Os caminhoneiros ainda não conseguiram uma das suas reivindicações – a volta dos militares ao poder. Mas quanto tempo isso vai demorar? Tomara que não cheguemos a esse dia. Porque eles querem os militares? Porque são mais organizados e previsíveis do que os civis que aí estão? Sem dúvidas, mas o pacote é indigesto. Será que eles têm noção de como é “resolvida” uma greve na ditadura militar? Será que eles pensam que teriam seu movimento sendo veiculado na imprensa todos os dias sem censura prévia? Será que pensam que existe ditadura benigna? Será que sabem o que significa ser “preso político”? Será que têm consciência que a intervenção militar significa a perda de todas as liberdades (por exemplo grupos de WhatsApp não existiriam, pois seriam considerados conspirações subversivas)?
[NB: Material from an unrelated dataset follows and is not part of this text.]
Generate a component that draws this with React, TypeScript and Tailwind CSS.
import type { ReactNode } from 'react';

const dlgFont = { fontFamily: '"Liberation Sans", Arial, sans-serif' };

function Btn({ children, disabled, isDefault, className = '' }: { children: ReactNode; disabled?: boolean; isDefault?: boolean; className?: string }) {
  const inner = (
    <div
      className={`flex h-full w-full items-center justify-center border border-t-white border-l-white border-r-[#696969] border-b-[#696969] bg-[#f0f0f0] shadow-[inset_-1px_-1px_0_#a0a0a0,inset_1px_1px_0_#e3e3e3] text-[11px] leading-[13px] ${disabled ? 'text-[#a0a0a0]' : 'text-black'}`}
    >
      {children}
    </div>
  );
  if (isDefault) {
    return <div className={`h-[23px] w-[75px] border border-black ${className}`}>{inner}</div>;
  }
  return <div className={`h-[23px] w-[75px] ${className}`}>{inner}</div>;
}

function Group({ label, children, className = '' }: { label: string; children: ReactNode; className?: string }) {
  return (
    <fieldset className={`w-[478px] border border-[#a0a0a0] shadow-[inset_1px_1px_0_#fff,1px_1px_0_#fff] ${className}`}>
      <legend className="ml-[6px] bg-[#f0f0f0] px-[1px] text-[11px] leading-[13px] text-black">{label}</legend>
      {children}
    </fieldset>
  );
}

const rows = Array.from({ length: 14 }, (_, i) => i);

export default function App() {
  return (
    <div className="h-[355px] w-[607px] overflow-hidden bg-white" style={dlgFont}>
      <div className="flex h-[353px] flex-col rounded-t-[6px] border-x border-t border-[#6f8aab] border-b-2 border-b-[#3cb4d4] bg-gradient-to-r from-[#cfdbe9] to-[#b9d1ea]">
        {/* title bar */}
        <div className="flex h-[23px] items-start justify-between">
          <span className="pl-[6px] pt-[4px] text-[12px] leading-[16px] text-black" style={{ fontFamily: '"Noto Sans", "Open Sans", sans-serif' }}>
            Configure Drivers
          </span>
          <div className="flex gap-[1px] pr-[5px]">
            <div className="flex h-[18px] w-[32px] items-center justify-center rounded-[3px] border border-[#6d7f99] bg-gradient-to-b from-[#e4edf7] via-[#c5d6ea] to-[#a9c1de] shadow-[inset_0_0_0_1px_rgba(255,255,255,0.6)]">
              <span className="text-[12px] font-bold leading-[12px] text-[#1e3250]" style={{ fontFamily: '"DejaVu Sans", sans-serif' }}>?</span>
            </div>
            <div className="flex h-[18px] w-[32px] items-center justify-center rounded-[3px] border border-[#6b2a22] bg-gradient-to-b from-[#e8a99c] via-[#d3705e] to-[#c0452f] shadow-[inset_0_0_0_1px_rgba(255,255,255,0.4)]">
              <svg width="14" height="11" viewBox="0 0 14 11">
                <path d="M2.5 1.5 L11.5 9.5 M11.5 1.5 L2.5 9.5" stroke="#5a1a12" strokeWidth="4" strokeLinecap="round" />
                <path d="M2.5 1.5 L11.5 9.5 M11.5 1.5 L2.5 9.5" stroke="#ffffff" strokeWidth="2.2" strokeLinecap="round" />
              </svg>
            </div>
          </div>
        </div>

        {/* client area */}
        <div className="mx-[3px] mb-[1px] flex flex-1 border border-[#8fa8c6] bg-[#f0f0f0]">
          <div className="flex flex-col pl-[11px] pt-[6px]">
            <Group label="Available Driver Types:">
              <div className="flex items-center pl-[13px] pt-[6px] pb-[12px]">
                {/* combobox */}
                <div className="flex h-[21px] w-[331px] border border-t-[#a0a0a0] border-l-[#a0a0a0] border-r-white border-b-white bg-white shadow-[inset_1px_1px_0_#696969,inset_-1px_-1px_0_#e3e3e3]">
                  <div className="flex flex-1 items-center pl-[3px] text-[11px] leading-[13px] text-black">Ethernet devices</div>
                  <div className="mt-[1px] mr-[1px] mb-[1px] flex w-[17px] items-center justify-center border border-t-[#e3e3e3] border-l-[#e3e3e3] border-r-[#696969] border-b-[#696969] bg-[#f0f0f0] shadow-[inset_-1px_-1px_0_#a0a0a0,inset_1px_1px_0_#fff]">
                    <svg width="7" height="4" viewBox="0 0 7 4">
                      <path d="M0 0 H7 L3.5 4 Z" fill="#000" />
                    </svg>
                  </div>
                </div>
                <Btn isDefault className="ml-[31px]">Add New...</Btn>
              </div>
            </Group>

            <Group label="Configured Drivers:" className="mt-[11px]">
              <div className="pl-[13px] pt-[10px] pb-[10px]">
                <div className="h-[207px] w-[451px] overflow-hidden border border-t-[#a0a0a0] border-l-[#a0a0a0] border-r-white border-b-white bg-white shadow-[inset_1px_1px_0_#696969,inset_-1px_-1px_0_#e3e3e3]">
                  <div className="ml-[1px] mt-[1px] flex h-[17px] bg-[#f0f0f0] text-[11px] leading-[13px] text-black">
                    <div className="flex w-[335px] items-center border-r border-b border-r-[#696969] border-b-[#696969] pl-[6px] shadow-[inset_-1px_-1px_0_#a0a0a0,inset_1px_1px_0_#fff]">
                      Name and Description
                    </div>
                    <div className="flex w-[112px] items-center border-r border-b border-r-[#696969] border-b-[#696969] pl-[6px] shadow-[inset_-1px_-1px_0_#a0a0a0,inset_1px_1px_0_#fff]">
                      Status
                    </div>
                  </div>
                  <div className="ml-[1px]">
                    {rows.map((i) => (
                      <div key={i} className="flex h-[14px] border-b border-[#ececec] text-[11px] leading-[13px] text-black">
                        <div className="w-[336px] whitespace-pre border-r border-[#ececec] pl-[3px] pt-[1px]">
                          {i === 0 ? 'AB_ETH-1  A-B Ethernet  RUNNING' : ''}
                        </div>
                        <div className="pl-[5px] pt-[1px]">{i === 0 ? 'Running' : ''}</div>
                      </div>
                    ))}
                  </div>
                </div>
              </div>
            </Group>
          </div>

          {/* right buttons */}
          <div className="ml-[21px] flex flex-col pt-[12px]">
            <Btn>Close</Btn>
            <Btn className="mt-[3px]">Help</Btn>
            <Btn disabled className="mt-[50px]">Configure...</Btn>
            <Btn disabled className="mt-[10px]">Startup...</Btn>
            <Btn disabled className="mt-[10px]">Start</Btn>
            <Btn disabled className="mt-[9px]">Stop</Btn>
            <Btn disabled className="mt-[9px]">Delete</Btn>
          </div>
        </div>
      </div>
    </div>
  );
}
Depois dos caminhoneiros, os petroleiros ameaçaram uma greve que durou menos que 24 horas. A reivindicação? A saída de Pedro Parente. Esses mesmos petroleiros nunca fizeram uma greve contra a corrupção e o assalto à empresa que, segundo eles, tanto amam. Agora que tinham um homem disposto a fazer as modificações necessárias, queriam sua saída? Pois ele saiu por conta própria, no meio do processo de fritura.
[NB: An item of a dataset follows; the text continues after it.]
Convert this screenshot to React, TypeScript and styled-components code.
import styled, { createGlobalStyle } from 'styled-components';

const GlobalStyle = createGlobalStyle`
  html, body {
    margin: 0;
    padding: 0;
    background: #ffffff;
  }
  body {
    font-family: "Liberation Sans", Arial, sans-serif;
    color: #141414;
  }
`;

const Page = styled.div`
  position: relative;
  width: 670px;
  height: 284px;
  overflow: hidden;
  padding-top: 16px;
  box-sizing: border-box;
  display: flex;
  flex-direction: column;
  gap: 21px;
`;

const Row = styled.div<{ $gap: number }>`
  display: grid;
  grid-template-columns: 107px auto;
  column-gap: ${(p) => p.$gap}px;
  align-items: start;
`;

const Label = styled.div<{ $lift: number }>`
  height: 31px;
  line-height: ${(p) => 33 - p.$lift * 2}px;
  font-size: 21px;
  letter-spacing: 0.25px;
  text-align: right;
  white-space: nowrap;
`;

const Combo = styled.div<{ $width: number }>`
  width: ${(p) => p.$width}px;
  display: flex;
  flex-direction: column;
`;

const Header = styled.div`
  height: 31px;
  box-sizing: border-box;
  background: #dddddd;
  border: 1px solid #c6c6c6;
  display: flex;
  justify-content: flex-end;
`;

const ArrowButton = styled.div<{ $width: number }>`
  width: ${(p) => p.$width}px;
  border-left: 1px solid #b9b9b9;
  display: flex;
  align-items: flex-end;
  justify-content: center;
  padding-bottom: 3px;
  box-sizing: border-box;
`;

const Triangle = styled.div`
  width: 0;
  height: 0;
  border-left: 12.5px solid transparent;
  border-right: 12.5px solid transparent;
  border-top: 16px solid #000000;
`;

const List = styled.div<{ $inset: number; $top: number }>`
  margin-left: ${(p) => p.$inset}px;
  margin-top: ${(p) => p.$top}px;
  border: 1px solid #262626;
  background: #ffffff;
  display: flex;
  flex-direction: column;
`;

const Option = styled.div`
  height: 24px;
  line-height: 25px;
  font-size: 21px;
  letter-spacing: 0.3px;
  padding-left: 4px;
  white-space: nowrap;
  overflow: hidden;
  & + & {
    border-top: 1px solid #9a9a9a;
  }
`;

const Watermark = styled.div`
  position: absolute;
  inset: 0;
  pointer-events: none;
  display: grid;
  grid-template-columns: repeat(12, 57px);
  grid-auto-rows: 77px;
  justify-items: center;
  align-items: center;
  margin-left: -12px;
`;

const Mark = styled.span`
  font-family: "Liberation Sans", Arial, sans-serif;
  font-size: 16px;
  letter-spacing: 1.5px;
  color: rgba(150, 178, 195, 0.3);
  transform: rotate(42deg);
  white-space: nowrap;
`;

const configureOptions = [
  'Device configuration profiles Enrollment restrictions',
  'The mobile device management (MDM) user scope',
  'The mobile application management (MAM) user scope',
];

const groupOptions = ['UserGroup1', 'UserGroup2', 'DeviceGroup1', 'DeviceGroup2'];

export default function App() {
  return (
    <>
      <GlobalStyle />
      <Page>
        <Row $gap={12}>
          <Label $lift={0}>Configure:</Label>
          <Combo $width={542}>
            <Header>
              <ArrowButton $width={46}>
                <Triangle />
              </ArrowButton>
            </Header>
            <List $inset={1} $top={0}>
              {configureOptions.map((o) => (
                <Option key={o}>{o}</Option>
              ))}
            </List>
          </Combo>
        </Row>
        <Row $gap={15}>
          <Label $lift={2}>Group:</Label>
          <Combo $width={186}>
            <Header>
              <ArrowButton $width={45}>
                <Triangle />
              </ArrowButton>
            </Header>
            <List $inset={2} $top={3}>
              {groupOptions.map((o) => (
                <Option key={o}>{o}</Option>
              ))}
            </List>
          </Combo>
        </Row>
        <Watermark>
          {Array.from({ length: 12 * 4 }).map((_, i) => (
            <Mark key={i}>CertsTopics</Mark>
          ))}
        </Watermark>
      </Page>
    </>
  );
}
Saiu porquê não tinha mais o respaldo da Presidência da República, porquê seus subordinados tiveram o aval do Presidente para se rebelarem. Fez o que qualquer CEO ciente da sua situação faria: se demitiu. Sua carta se encerra assim “Sempre procurei demonstrar, em minha trajetória na vida pública que, acima de tudo, meu compromisso é com o bem público. Não tenho qualquer apego a cargos ou posições e não serei um empecilho para que essas alternativas [subvenção ao consumidor de diesel] sejam discutidas.” Dr. Parente, a subvenção na verdade nunca foi discutida – foi imposta.
O que resta para Temer e sua equipe? Não muito – vemos um governo débil e totalmente inerte frente às várias crises que se apresentam e a sensação da população é de caos total. Temer tomou posse prometendo reformas indigestas e perdeu quase todas – a reforma da Previdência e Política (a que conseguiu é chamada generosamente de minirreforma política). Só nos resta torcer para que estes que aí estão aguentem até o final do ano, pois outra crise é demais para o pobre e sofrido povo brasileiro.